3. Because the whole graph has been moved down one unit, the maximum turning points will have y-coordinates of $\scriptsize 1-1=0$ and the minimum turning points will have y-coordinates of $\scriptsize -1-1=-2$.
4. Domain: $\scriptsize \{x\ |\ x\in \mathbb{R}\}$
Range: $\scriptsize \{y\ |\ y\in \mathbb{R},-2\le y\le 0\}$
5. We find the x- and y-intercepts by letting $\scriptsize y=0$ and $\scriptsize x=0$.
x-intercept (let $\scriptsize y=0$):
\scriptsize \begin{align*}0 & =\sin x-1\\\therefore \sin x & =1\\\therefore x & ={{90}^{{}^\circ }}\end{align*}
The point $\scriptsize ({{90}^{{}^\circ }},0)$ will be the x-intercept.
.
y-intercept (let $\scriptsize x=0$):
\scriptsize \begin{align*}y & =\sin {{0}^{{}^\circ }}-1\\\therefore y & =0-1=-1\end{align*}
The point $\scriptsize (0,-1)$ will be the y-intercept.
6. The graph of $\scriptsize y=\sin x-1$ is shown in Figure 10. The light dotted line represents the ‘middle’ of the function and the dark dotted line the function $\scriptsize y=\sin x$.
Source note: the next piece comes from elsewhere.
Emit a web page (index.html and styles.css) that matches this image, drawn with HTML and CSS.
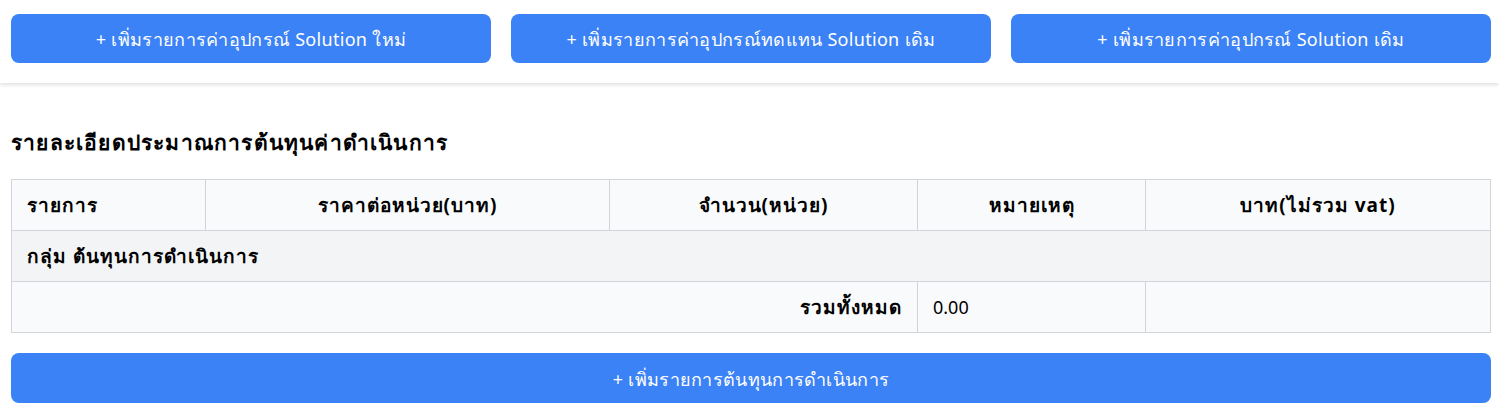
FILE: index.html
```html
<!DOCTYPE html>
<html lang="th">
<head>
<meta charset="utf-8">
<link rel="stylesheet" href="styles.css">
</head>
<body>
<div class="topbar">
  <button class="btn">+ เพิ่มรายการค่าอุปกรณ์ Solution ใหม่</button>
  <button class="btn">+ เพิ่มรายการค่าอุปกรณ์ทดแทน Solution เดิม</button>
  <button class="btn">+ เพิ่มรายการค่าอุปกรณ์ Solution เดิม</button>
</div>
<div class="content">
  <h2 class="title">รายละเอียดประมาณการต้นทุนค่าดำเนินการ</h2>
  <table class="cost">
    <colgroup>
      <col class="c1"><col class="c2"><col class="c3"><col class="c4"><col class="c5">
    </colgroup>
    <thead>
      <tr>
        <th class="left">รายการ</th>
        <th>ราคาต่อหน่วย(บาท)</th>
        <th>จำนวน(หน่วย)</th>
        <th>หมายเหตุ</th>
        <th>บาท(ไม่รวม vat)</th>
      </tr>
    </thead>
    <tbody>
      <tr class="group">
        <td colspan="5">กลุ่ม ต้นทุนการดำเนินการ</td>
      </tr>
      <tr class="total">
        <td colspan="3" class="right">รวมทั้งหมด</td>
        <td class="num">0.00</td>
        <td></td>
      </tr>
    </tbody>
  </table>
  <button class="btn wide">+ เพิ่มรายการต้นทุนการดำเนินการ</button>
</div>
</body>
</html>
```
FILE: styles.css
```css
* { box-sizing: border-box; }
body {
  margin: 0;
  font-family: "Noto Sans", "Liberation Sans", sans-serif;
  color: #000;
  background: #fff;
}
.topbar {
  display: grid;
  grid-template-columns: repeat(3, 1fr);
  gap: 20px;
  padding: 14px 8px 20px 11px;
  background: #fff;
  box-shadow: 0 2px 4px rgba(0, 0, 0, 0.12);
}
.btn {
  height: 49px;
  padding: 2px 0 0;
  border: none;
  border-radius: 8px;
  background: #3b82f6;
  color: #fff;
  font-family: inherit;
  font-size: 18px;
  letter-spacing: 0.3px;
  cursor: pointer;
}
.content {
  padding: 0 8px 0 11px;
}
.title {
  margin: 45px 0 23px;
  font-size: 21px;
  line-height: 28px;
  letter-spacing: 1.2px;
  font-weight: 700;
}
.cost {
  width: 100%;
  border-collapse: collapse;
  table-layout: fixed;
  font-size: 19px;
}
.c1 { width: 194px; }
.c2 { width: 404px; }
.c3 { width: 308px; }
.c4 { width: 228px; }
.c5 { width: auto; }
.cost th, .cost td {
  border: 1px solid #d1d5db;
  height: 51px;
  padding: 0 15px;
  font-weight: 700;
  letter-spacing: 1px;
  line-height: 24px;
}
.cost thead tr { background: #f9fafb; }
.cost th { text-align: center; }
.cost th.left { text-align: left; }
.group { background: #f3f4f6; }
.group td { text-align: left; }
.total { background: #f9fafb; }
.total td.right { text-align: right; }
.total td.num { font-weight: 400; font-size: 18px; letter-spacing: 0; text-align: left; }
.wide {
  display: block;
  width: 100%;
  margin-top: 20px;
  height: 50px;
}
```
Note: You could also have sketched the function using a table of values or your calculator. When using a table of values, it is often only necessary to use these angles: $\scriptsize {{0}^{{}^\circ }};{{90}^{{}^\circ }};{{180}^{{}^\circ }};{{270}^{{}^\circ }};{{360}^{{}^\circ }}$.

### Note

In Example 5.1 it was necessary to calculate $\scriptsize x$ in $\scriptsize \sin x=1$. You can do this on your calculator by using the inverse sine button, usually marked as $\scriptsize {{\sin }^{-1}}$. For this calculation, key in $\scriptsize 1\to \text{2nd func}\to \sin \to \ =$ (on most Sharp calculators) or $\scriptsize \text{SHIFT}\to \sin \to 1\to =$ (on most Casio calculators).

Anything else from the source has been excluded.